All over the Middle East, tea is very popular and made in various ways. In Afghanistan, I had it with milk and sugar in some places. In other places, I had it with just sugar. In Turkey, it was just with sugar. Sometimes the tea, usually black tea, is served in a cup similar to a coffee cup, but most often, it is served in a small curved glass that people would think is a shot glass at home. Most of the tea is steeped and uses loose leaf, although you can get teabags. Teabags just aren’t the real thing, though.
One sees young men in the souk constantly taking trays of the small glasses of tea around to the shops for merchants and their customers, these young men are in constant motion. The first time I was at Tanor Al Deera, I saw, at another table, a tin charcoal brazier with a teapot on it. I tried to order one for us. The waiter asked, “Lipton?” I tried to make a box shape with my hands and he said “Lipton?” once again, so I said yes. I received a glass, bigger than the curved tea glasses, of hot water and a tea bag. Oh well, I settled for that.

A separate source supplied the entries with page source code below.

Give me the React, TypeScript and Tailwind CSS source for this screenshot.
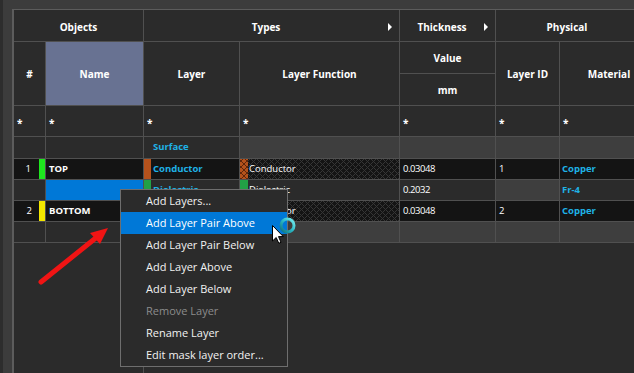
import React from 'react';

const checker =
  'bg-[#141414] bg-[repeating-linear-gradient(45deg,#363636_0px,#363636_1px,transparent_1px,transparent_4.25px),repeating-linear-gradient(-45deg,#363636_0px,#363636_1px,transparent_1px,transparent_4.25px)]';
const orangeChecker =
  'bg-[#b5521c] bg-[repeating-linear-gradient(45deg,#5e260b_0px,#5e260b_1px,transparent_1px,transparent_4.25px),repeating-linear-gradient(-45deg,#5e260b_0px,#5e260b_1px,transparent_1px,transparent_4.25px)]';

function Tri() {
  return <div className="w-0 h-0 border-y-[4px] border-y-transparent border-l-[4px] border-l-white mr-[7px] shrink-0" />;
}

function Hd({ children, className = '' }: { children?: React.ReactNode; className?: string }) {
  return (
    <div className={`flex items-center justify-center text-[10px] font-bold text-white bg-[#2b2b2b] whitespace-nowrap ${className}`}>
      {children}
    </div>
  );
}

function Star() {
  return <div className="bg-[#2b2b2b] flex items-center pl-[3px] pt-[4px] text-[10px] font-bold text-white">*</div>;
}

type CellProps = { children?: React.ReactNode; className?: string };
function C({ children, className = '' }: CellProps) {
  return <div className={`flex items-center min-w-0 overflow-hidden whitespace-nowrap ${className}`}>{children}</div>;
}

const cyan = 'text-[#1fb2e6] font-bold text-[9.5px]';
const num = 'text-white text-[9.5px] tracking-[-0.45px]';

export default function App() {
  const menu = [
    { t: 'Add Layers...' },
    { t: 'Add Layer Pair Above', hl: true },
    { t: 'Add Layer Pair Below' },
    { t: 'Add Layer Above' },
    { t: 'Add Layer Below' },
    { t: 'Remove Layer', dis: true },
    { t: 'Rename Layer' },
    { t: 'Edit mask layer order...' },
  ];
  return (
    <div className="relative w-[634px] h-[373px] overflow-hidden flex font-['Open_Sans','Noto_Sans',sans-serif]">
      <div className="w-[3px] bg-[#2d2d2d] shrink-0" />
      <div className="flex-1 min-w-0 bg-[#3c3c3c] pl-[9px] pt-[9px] flex flex-col">
        <div className="flex-1 min-h-0 flex flex-col bg-[#2b2b2b] border-l-2 border-t border-[#5c5c5c] overflow-hidden">
          <div className="grid grid-cols-[31px_97px_95px_159px_95px_63px_98px] grid-rows-[31px_31px_31px_30px_21px_20px_20px_20px_20px] gap-px bg-[#505050] pb-px w-max shrink-0">
            {/* header row 1 */}
            <Hd className="col-span-2 pt-[3px]">Objects</Hd>
            <Hd className="col-span-2 pt-[3px]">
              <span className="flex-1 text-center">Types</span>
              <Tri />
            </Hd>
            <Hd className="pt-[3px]">
              <span className="flex-1 text-center">Thickness</span>
              <Tri />
            </Hd>
            <Hd className="col-span-2 pt-[3px] pr-[20px]">Physical</Hd>
            {/* header rows 2-3 */}
            <Hd className="row-span-2 pt-[2px]">#</Hd>
            <Hd className="row-span-2 pt-[2px] !bg-[#687292]">Name</Hd>
            <Hd className="row-span-2 pt-[2px]">Layer</Hd>
            <Hd className="row-span-2 pt-[2px]">Layer Function</Hd>
            <Hd className="pt-[2px]">Value</Hd>
            <Hd className="row-span-2 pt-[2px]">Layer ID</Hd>
            <Hd className="row-span-2 pt-[2px]">Material</Hd>
            <Hd className="pt-[2px]">mm</Hd>
            {/* filter row */}
            <Star />
            <Star />
            <Star />
            <Star />
            <Star />
            <Star />
            <Star />
            {/* surface row */}
            <C className="bg-[#2b2b2b]" />
            <C className="bg-[#2b2b2b]" />
            <C className="bg-[#2b2b2b] pl-[9px]">
              <span className={cyan}>Surface</span>
            </C>
            <C className="bg-[#3e3e3e]" />
            <C className="bg-[#3e3e3e]" />
            <C className="bg-[#3e3e3e]" />
            <C className="bg-[#3e3e3e]" />
            {/* TOP row */}
            <C className="bg-[#141414] justify-end">
              <span className="text-white text-[9.5px] pr-[8px]">1</span>
              <div className="w-[6px] self-stretch bg-[#1ee61e]" />
            </C>
            <C className="bg-[#141414] pl-[3px]">
              <span className="text-white font-bold text-[9.5px]">TOP</span>
            </C>
            <C className="bg-[#141414]">
              <div className="w-[7px] self-stretch bg-[#b5521c] shrink-0" />
              <span className={`${cyan} pl-[2px]`}>Conductor</span>
            </C>
            <C className={checker}>
              <div className={`w-[8px] self-stretch shrink-0 ${orangeChecker}`} />
              <span className="text-white text-[9.5px] pl-[1px]">Conductor</span>
            </C>
            <C className="bg-[#141414] pl-[3px]">
              <span className={num}>0.03048</span>
            </C>
            <C className="bg-[#141414] pl-[3px]">
              <span className="text-white text-[9.5px]">1</span>
            </C>
            <C className="bg-[#141414] pl-[2px]">
              <span className={cyan}>Copper</span>
            </C>
            {/* Dielectric row */}
            <C className="bg-[#2b2b2b]" />
            <C className="bg-[#0078d7]" />
            <C className="bg-[#2b2b2b]">
              <div className="w-[7px] self-stretch bg-[#22a046] shrink-0" />
              <span className={`${cyan} pl-[2px]`}>Dielectric</span>
            </C>
            <C className="bg-[#2b2b2b]">
              <div className="w-[8px] self-stretch bg-[#22a046] shrink-0" />
              <span className="text-white text-[9.5px] pl-[1px]">Dielectric</span>
            </C>
            <C className="bg-[#2b2b2b] pl-[3px]">
              <span className={num}>0.2032</span>
            </C>
            <C className="bg-[#3e3e3e]" />
            <C className="bg-[#2b2b2b] pl-[2px]">
              <span className={cyan}>Fr-4</span>
            </C>
            {/* BOTTOM row */}
            <C className="bg-[#141414] justify-end">
              <span className="text-white text-[9.5px] pr-[7px]">2</span>
              <div className="w-[6px] self-stretch bg-[#f2e600]" />
            </C>
            <C className="bg-[#141414] pl-[3px]">
              <span className="text-white font-bold text-[9.5px]">BOTTOM</span>
            </C>
            <C className="bg-[#141414]">
              <div className="w-[7px] self-stretch bg-[#b5521c] shrink-0" />
              <span className={`${cyan} pl-[2px]`}>Conductor</span>
            </C>
            <C className={checker}>
              <div className={`w-[8px] self-stretch shrink-0 ${orangeChecker}`} />
              <span className="text-white text-[9.5px] pl-[1px]">Conductor</span>
            </C>
            <C className="bg-[#141414] pl-[3px]">
              <span className={num}>0.03048</span>
            </C>
            <C className="bg-[#141414] pl-[3px]">
              <span className="text-white text-[9.5px]">2</span>
            </C>
            <C className="bg-[#141414] pl-[2px]">
              <span className={cyan}>Copper</span>
            </C>
            {/* last row */}
            <C className="bg-[#2b2b2b]" />
            <C className="bg-[#2b2b2b]" />
            <C className="bg-[#3e3e3e]" />
            <C className="bg-[#3e3e3e]" />
            <C className="bg-[#3e3e3e]" />
            <C className="bg-[#3e3e3e]" />
            <C className="bg-[#3e3e3e]" />
          </div>
          <div className="flex-1 flex">
            <div className="w-[129px]" />
            <div className="w-px bg-[#505050]" />
          </div>
        </div>
      </div>

      {/* context menu */}
      <div className="absolute left-[120px] top-[189px] w-[168px] h-[178px] border border-[#6e6e6e] bg-[#2b2b2b] flex flex-col">
        {menu.map((m) => (
          <div
            key={m.t}
            className={`h-[22px] shrink-0 flex items-center pl-[25px] text-[11px] ${
              m.hl ? 'bg-[#0078d7] text-white' : m.dis ? 'text-[#8c8c8c]' : 'text-[#f2f2f2]'
            }`}
          >
            {m.t}
          </div>
        ))}
      </div>

      {/* red arrow */}
      <svg className="absolute left-0 top-0 pointer-events-none" width="634" height="373">
        <line x1="41" y1="282" x2="97" y2="237" stroke="#f01414" strokeWidth="5" strokeLinecap="round" />
        <polygon points="108,228 100,244 90,233" fill="#f01414" />
      </svg>

      {/* cursor + busy ring */}
      <svg className="absolute left-[268px] top-[215px] pointer-events-none" width="30" height="32" viewBox="0 0 30 32">
        <defs>
          <linearGradient id="ring" x1="0" y1="1" x2="1" y2="0">
            <stop offset="0" stopColor="#0f6f7a" />
            <stop offset="0.5" stopColor="#2bb7c4" />
            <stop offset="1" stopColor="#7af0f2" />
          </linearGradient>
        </defs>
        <circle cx="19.5" cy="10.5" r="6.5" fill="none" stroke="url(#ring)" strokeWidth="3" />
        <path d="M4.5 10.5 V26 L8.2 22.5 L10.8 28.3 L13 27.3 L10.5 21.6 H15.3 Z" fill="#ffffff" stroke="#000000" strokeWidth="1" strokeLinejoin="round" />
      </svg>
    </div>
  );
}
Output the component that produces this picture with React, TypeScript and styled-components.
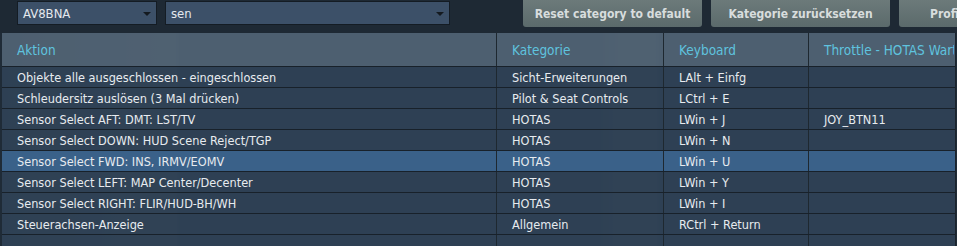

The next time we were there, I ordered it by pointing to one on another table. The tin brazier was brought over first, with a nice layer of glowing real wood charcoal. As Mark said, no Kingsford here! Then he brought over the teapot and placed it on the brazier grate cover. He brought over a tray with the curved glasses, little saucers and spoons, as well as sugar and a small bowl with black loose leaf tea with a few cardamon pods. You dump as much of the tea mix into the pot as you want, depending on how strong you like it. We used the entire amount. Wait five minutes and the tea is ready. Pour, mix in some sugar and enjoy.